Traffic Courts Don't have a license to discriminate

Original article can be found in the Daily Journal – 3/28/2016

Written by Christine P. Sun

Last year, in a meeting that Chief Justice Tani Cantil Sakauye called “historic,” the Judicial Council unanimously adopted a rule to stop the unconstitutional practice of barring people from contesting their traffic citations until they had paid for the citation in full. It was a good first step to address the myriad ways that
traffic courts deprive drivers, especially those who are low-income, of their fundamental rights to due process.
But there is much more work to be done.
The Judicial Council can and should take a strong stance right now to put the brakes on another pervasive and deeply unfair court practice that harms the indigent and disproportionately affects communities of color: the use of driver’s license suspensions as a tool to collect court-ordered fines and fees.
It makes sense to suspend a license when a driver is reckless and dangerous and when the goal is to protect the public. But all too often, courts suspend driver’s licenses as a means of collecting debt on routine, yet exorbitant, traffic citations.
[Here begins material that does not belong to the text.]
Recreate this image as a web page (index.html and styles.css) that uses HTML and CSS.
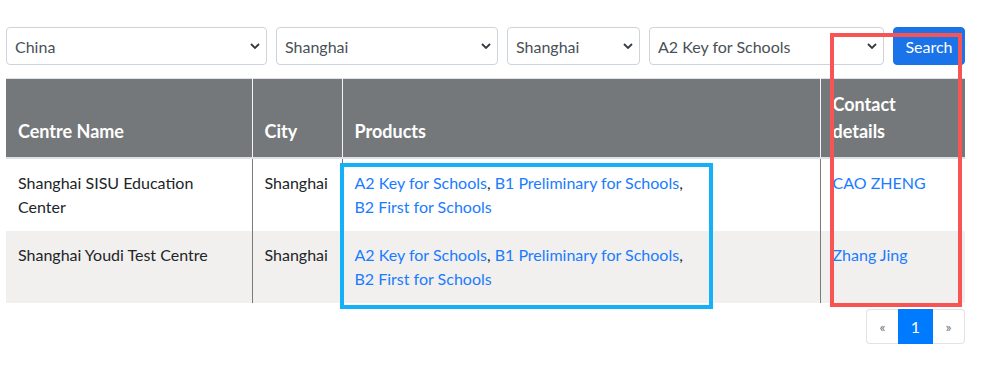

Last year a groundbreaking report, “Not Just a Ferguson Problem,” authored by a coalition of legal organizations, found that over 4 million Californians do not have valid driver’s licenses because they cannot afford to pay traffic fines and fees.
The bottom line is, our justice system should not be punishing people for being poor.
The practice of using driver’s license suspension as a debt-collection tool is a crisis in California. And it’s having devastating effects on low-income families and communities. For instance, San Mateo County – one of the Bay Area counties where we’re pushing for a change in policy – has moved to suspend over 1,500 driver’s licenses in the first two months of 2016 alone, all for failure-to-pay traffic tickets. The consequences are very real. Because many jobs require having a license, the loss of a license only pushes people deeper into a cycle of poverty. Indeed, the federal Department of Justice recently cautioned that driver’s license suspensions for failure to pay fines “raise significant public policy concerns” because among other things, “research has consistently found that having a valid driver’s license can be crucial to individuals’ ability to maintain a job, pursue educational opportunities, and care for families.”
Driver’s license suspension as a  debt collection tool is not only devastating to those who face suspension, it’s ineffective. The policy of suspending licenses in connection with routine traffic tickets has been a failure – resulting in billions of dollars in court ordered debt that realistically will never be paid. Suspending a low-income person’s driver’s license for failure to pay enormous fines and fees serves no public policy purpose.
California is not the only state that suspends driver’s licenses for unpaid traffic tickets, but it does have the highest poverty rate in the nation. Nearly 9 million people statewide are living in poverty, making California residents especially vulnerable to excessive fines and the devastating impacts of driver’s license suspension.
Courts justify license suspension by their apparent argument that any non-payment of a fine is “willful,” and thus eligble for license suspension for “willful” failure to pay under state law. But there is nothing “willful” about poverty. It is simply a reality. As of now, it’s a reality that many traffic courts fail to take into account.
Traffic courts have a statutory and constitutional duty to create systems through which the court can meaningfully determine people’s ability to pay tickets prior to suspending a license. Both the United States and the California supreme courts have held that suspending a driver’s license triggers due process protection. And the California Supreme Court has held wealth is a suspect classification under the state’s equal protection clause. Traffic courts need to provide meaningful notice and opportunity to be heard on the question of whether a person actually has the ability to pay a traffic ticket prior to suspending a driver’s license for failure to pay.
Courts across the state can do this right now but are failing to do so – which is why we need the Judicial Council to take action.
Gov. Jerry Brown’s amnesty program is unfortunately not a complete solution. It does not prevent thousands of Californians from being caught up in the same web of traffic debt and license suspensions now and into the future. Many people aren’t eligible ~or a reduction in what they owe. And because amnesty doesn’t prohibit license suspensions, people can lose their license all over again if they miss a payment on an unaffordable payment plan. Further, even those who can be helped by amnesty are having trouble accessing it. The Judicial Council’s most recent statistics show that only a small fraction of persons who may be eligible for amnesty or license reinstatement have successfully applied.
Ideally, traffic courts would not refer individuals for driver’s license suspension as a
means to generate and collect revenue, regardless of the safeguards traffic courts may implement. But if courts are going to continue the misguided policy of using license suspensions to collect court debt, at the very least, the Judicial Council should adopt common sense rules – like the one it adopted last year – to create a uniform process to help ensure that our system is not punishing people simply for being poor.
Christine P. Sun is the legal and policy director of the ACLU of Northern California. The ACLU of Northern California, is joined by Bay Area Legal Aid the Lawyers’ Committee for Civil Rights of the San Francisco Bay Area, Legal Services for Prisoners with Children, and the Western Center on Law & Poverty in urging the
Judicial Council to act.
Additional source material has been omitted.